The pharmaceutical industry has unique regulatory guidelines that make any changes to operational processes challenging to realize.
Even so, pharmaceuticals have been bold in setting aggressive decarbonization goals and commitments. AstraZeneca, for example, has set their ‘Ambition Zero Carbon’ program, where they commit to have zero carbon emissions from operations across the world by 2025, and have projected their entire value chain to be carbon negative by 2030.
Fortunately, pharmaceuticals can implement heat recovery strategies that will make impactful steps towards industrial decarbonization without changing their operations. Because no operational changes are needed, dealing directly with their waste heat presents both the easiest and most impactful way for pharmaceuticals to make strides toward industrial decarbonization.
Pharmaceuticals typically use the following three energy processes:
- Heating
- Cooling
- Drying
Each of these applications present an opportunity for facilities to capture and repurpose waste heat energy to improve industrial efficiency and lower carbon emissions.

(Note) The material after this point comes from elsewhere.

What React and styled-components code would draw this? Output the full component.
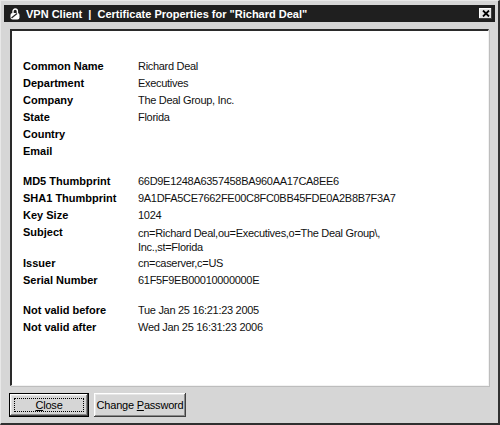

Use A Condenser EconomizerTo Capture Waste Heat From Boilers
In pharmaceuticals, steam for manufacturing processes is largely generated by natural gas boilers. The thermal efficiency of boilers is about 85%, meaning that roughly 15% of the initial energy input is lost as waste heat. Since burning natural gas — which is largely methane (CH4) — produces a lot of water vapor, much of this waste heat is steam that rises into the atmosphere as untapped potential.
Implementing a condenser economizer will capture the potential from this otherwise wasted steam. To do this, a condenser economizer cools the steam to extract both sensible heat and latent energy from the moisture. This recovered energy can then be repurposed for functions such as preheating process chemicals or preheating water and chemicals needed for sterilization.
It’s estimated that burning a pound of methane results in 2.25 pounds of water vapor. So in addition to recovering the latent energy from moisture, the condenser economizer also provides the benefit of recovering and conserving water. Capturing both latent energy and water, a condenser economizer reduces the water load and energy intensity of pharmaceutical industrials.
Apply Chiller Heat Recovery To Cooling Operations
Pharmaceuticals have to refrigerate many materials. Since energy can neither be created nor destroyed, the heat a refrigeration system removes from one area must be released to another – so the cold side of the refrigerator is matched by a hot side. When refrigerator exhaust heat is released and lost to the atmosphere, it is another source of waste heat. With chiller heat recovery, that exhaust heat can be collected and used for a variety of heating tasks in the plant.
Implement Dryer Heat Recovery To Drying Operations
Pharmaceuticals need drying operations to remove moisture from solid material and produce the final product. The most prevalent method is with a spray dryer, which blows hot air through a suspension to get a dry powder. After removing the moisture from the solid substance, this hot air exhaust is released to the environment as waste heat.
Similar to the chiller heat recovery, dryer heat recovery (or exhaust heat recovery) captures and reapplies the heat from the exhaust. It is sensible to use the recovered heat for operations in close proximity, so this heat can be thoughtfully repurposed to preheat the hot air used by the dryer, effectively reducing the amount of energy input needed to fuel the industrial furnace producing the hot air.
Managing Waste Heat Is The Easiest Way For Pharmaceuticals To Start Decarbonization Efforts
Without changing operational processes, these techniques serve as low-hanging fruit for pharmaceuticals to reduce their energy intensity and deliver on their decarbonization goals. In addition to reducing carbon emissions, improving industrial efficiency through waste heat management will also save pharmaceuticals money on process steam and fuel costs.
Decarbonization efforts don’t need to be difficult or daunting. For pharmaceuticals, identifying opportunity to recover waste heat from heating, cooling, and drying processes is a stellar starting point. Pharmaceuticals that implement these heat recovery techniques will improve their industrial efficiency, and by doing so, they will also gain a competitive edge by reducing costs and freeing up capital for impactful top-line growth.